GIVEN REQUEST: Give the data again, word for word.

INFORMATION SUPPLIED:
╔══
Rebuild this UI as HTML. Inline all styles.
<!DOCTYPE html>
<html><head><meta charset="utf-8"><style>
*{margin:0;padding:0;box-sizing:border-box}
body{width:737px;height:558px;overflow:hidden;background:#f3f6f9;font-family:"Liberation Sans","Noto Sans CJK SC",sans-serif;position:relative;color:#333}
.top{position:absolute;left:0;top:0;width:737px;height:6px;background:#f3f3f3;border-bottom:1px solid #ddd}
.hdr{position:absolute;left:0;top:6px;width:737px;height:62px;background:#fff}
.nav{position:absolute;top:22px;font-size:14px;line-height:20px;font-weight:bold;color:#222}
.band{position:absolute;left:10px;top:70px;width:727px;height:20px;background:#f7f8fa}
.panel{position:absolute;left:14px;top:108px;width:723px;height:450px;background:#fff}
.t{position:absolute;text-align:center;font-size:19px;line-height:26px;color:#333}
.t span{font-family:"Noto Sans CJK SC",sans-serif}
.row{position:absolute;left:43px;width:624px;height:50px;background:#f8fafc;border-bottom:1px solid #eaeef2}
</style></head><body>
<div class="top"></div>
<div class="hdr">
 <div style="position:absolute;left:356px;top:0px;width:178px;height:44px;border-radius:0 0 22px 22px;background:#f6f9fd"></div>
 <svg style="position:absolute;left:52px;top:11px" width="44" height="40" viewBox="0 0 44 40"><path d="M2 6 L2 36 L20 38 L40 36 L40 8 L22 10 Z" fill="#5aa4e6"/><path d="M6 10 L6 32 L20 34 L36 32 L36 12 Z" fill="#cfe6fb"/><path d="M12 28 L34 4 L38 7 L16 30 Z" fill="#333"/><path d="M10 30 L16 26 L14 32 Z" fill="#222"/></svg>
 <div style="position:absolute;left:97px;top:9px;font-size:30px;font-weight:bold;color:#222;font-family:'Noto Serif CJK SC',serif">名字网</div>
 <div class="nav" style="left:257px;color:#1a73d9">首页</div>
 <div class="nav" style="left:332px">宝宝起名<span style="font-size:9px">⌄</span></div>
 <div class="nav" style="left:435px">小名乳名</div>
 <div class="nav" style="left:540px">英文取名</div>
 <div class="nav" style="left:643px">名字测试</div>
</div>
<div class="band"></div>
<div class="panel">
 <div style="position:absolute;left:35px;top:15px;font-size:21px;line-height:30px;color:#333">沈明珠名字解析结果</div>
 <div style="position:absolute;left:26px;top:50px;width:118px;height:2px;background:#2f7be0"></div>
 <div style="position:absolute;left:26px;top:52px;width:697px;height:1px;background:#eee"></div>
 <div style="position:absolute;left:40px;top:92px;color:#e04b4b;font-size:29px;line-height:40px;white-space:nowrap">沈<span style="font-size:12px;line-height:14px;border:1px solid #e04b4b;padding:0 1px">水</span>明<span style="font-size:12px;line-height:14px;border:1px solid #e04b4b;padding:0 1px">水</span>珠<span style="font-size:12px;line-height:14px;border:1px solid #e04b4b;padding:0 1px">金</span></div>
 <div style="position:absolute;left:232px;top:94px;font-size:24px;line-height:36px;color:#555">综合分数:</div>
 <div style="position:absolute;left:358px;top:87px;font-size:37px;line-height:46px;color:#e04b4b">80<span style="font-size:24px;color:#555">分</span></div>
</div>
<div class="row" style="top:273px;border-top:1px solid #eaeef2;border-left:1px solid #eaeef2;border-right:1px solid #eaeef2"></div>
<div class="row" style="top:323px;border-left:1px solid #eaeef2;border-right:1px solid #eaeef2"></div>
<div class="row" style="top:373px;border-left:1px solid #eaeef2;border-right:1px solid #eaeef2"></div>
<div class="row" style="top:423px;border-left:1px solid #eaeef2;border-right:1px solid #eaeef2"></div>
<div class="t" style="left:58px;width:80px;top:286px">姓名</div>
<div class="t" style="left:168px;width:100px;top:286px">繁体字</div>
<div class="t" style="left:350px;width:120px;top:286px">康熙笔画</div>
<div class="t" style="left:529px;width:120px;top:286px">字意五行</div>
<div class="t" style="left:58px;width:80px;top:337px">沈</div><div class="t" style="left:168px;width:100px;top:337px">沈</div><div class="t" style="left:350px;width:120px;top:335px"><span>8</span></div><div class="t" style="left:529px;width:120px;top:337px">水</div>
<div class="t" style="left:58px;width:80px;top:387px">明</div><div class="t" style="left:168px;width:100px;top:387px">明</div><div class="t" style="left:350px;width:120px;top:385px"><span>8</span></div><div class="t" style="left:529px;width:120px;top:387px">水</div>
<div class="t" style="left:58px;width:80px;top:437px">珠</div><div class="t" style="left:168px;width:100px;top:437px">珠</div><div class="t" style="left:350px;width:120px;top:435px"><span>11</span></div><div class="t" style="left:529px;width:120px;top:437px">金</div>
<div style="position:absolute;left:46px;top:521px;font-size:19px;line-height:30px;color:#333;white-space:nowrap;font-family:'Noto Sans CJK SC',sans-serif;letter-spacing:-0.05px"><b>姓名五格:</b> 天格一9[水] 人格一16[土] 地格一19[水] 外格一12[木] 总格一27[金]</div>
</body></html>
╚══
ANSWER TO THE TASK:
Rebuild this UI as HTML. Inline all styles.
<!DOCTYPE html>
<html><head><meta charset="utf-8"><style>
*{margin:0;padding:0;box-sizing:border-box}
body{width:737px;height:558px;overflow:hidden;background:#f3f6f9;font-family:"Liberation Sans","Noto Sans CJK SC",sans-serif;position:relative;color:#333}
.top{position:absolute;left:0;top:0;width:737px;height:6px;background:#f3f3f3;border-bottom:1px solid #ddd}
.hdr{position:absolute;left:0;top:6px;width:737px;height:62px;background:#fff}
.nav{position:absolute;top:22px;font-size:14px;line-height:20px;font-weight:bold;color:#222}
.band{position:absolute;left:10px;top:70px;width:727px;height:20px;background:#f7f8fa}
.panel{position:absolute;left:14px;top:108px;width:723px;height:450px;background:#fff}
.t{position:absolute;text-align:center;font-size:19px;line-height:26px;color:#333}
.t span{font-family:"Noto Sans CJK SC",sans-serif}
.row{position:absolute;left:43px;width:624px;height:50px;background:#f8fafc;border-bottom:1px solid #eaeef2}
</style></head><body>
<div class="top"></div>
<div class="hdr">
 <div style="position:absolute;left:356px;top:0px;width:178px;height:44px;border-radius:0 0 22px 22px;background:#f6f9fd"></div>
 <svg style="position:absolute;left:52px;top:11px" width="44" height="40" viewBox="0 0 44 40"><path d="M2 6 L2 36 L20 38 L40 36 L40 8 L22 10 Z" fill="#5aa4e6"/><path d="M6 10 L6 32 L20 34 L36 32 L36 12 Z" fill="#cfe6fb"/><path d="M12 28 L34 4 L38 7 L16 30 Z" fill="#333"/><path d="M10 30 L16 26 L14 32 Z" fill="#222"/></svg>
 <div style="position:absolute;left:97px;top:9px;font-size:30px;font-weight:bold;color:#222;font-family:'Noto Serif CJK SC',serif">名字网</div>
 <div class="nav" style="left:257px;color:#1a73d9">首页</div>
 <div class="nav" style="left:332px">宝宝起名<span style="font-size:9px">⌄</span></div>
 <div class="nav" style="left:435px">小名乳名</div>
 <div class="nav" style="left:540px">英文取名</div>
 <div class="nav" style="left:643px">名字测试</div>
</div>
<div class="band"></div>
<div class="panel">
 <div style="position:absolute;left:35px;top:15px;font-size:21px;line-height:30px;color:#333">沈明珠名字解析结果</div>
 <div style="position:absolute;left:26px;top:50px;width:118px;height:2px;background:#2f7be0"></div>
 <div style="position:absolute;left:26px;top:52px;width:697px;height:1px;background:#eee"></div>
 <div style="position:absolute;left:40px;top:92px;color:#e04b4b;font-size:29px;line-height:40px;white-space:nowrap">沈<span style="font-size:12px;line-height:14px;border:1px solid #e04b4b;padding:0 1px">水</span>明<span style="font-size:12px;line-height:14px;border:1px solid #e04b4b;padding:0 1px">水</span>珠<span style="font-size:12px;line-height:14px;border:1px solid #e04b4b;padding:0 1px">金</span></div>
 <div style="position:absolute;left:232px;top:94px;font-size:24px;line-height:36px;color:#555">综合分数:</div>
 <div style="position:absolute;left:358px;top:87px;font-size:37px;line-height:46px;color:#e04b4b">80<span style="font-size:24px;color:#555">分</span></div>
</div>
<div class="row" style="top:273px;border-top:1px solid #eaeef2;border-left:1px solid #eaeef2;border-right:1px solid #eaeef2"></div>
<div class="row" style="top:323px;border-left:1px solid #eaeef2;border-right:1px solid #eaeef2"></div>
<div class="row" style="top:373px;border-left:1px solid #eaeef2;border-right:1px solid #eaeef2"></div>
<div class="row" style="top:423px;border-left:1px solid #eaeef2;border-right:1px solid #eaeef2"></div>
<div class="t" style="left:58px;width:80px;top:286px">姓名</div>
<div class="t" style="left:168px;width:100px;top:286px">繁体字</div>
<div class="t" style="left:350px;width:120px;top:286px">康熙笔画</div>
<div class="t" style="left:529px;width:120px;top:286px">字意五行</div>
<div class="t" style="left:58px;width:80px;top:337px">沈</div><div class="t" style="left:168px;width:100px;top:337px">沈</div><div class="t" style="left:350px;width:120px;top:335px"><span>8</span></div><div class="t" style="left:529px;width:120px;top:337px">水</div>
<div class="t" style="left:58px;width:80px;top:387px">明</div><div class="t" style="left:168px;width:100px;top:387px">明</div><div class="t" style="left:350px;width:120px;top:385px"><span>8</span></div><div class="t" style="left:529px;width:120px;top:387px">水</div>
<div class="t" style="left:58px;width:80px;top:437px">珠</div><div class="t" style="left:168px;width:100px;top:437px">珠</div><div class="t" style="left:350px;width:120px;top:435px"><span>11</span></div><div class="t" style="left:529px;width:120px;top:437px">金</div>
<div style="position:absolute;left:46px;top:521px;font-size:19px;line-height:30px;color:#333;white-space:nowrap;font-family:'Noto Sans CJK SC',sans-serif;letter-spacing:-0.05px"><b>姓名五格:</b> 天格一9[水] 人格一16[土] 地格一19[水] 外格一12[木] 总格一27[金]</div>
</body></html>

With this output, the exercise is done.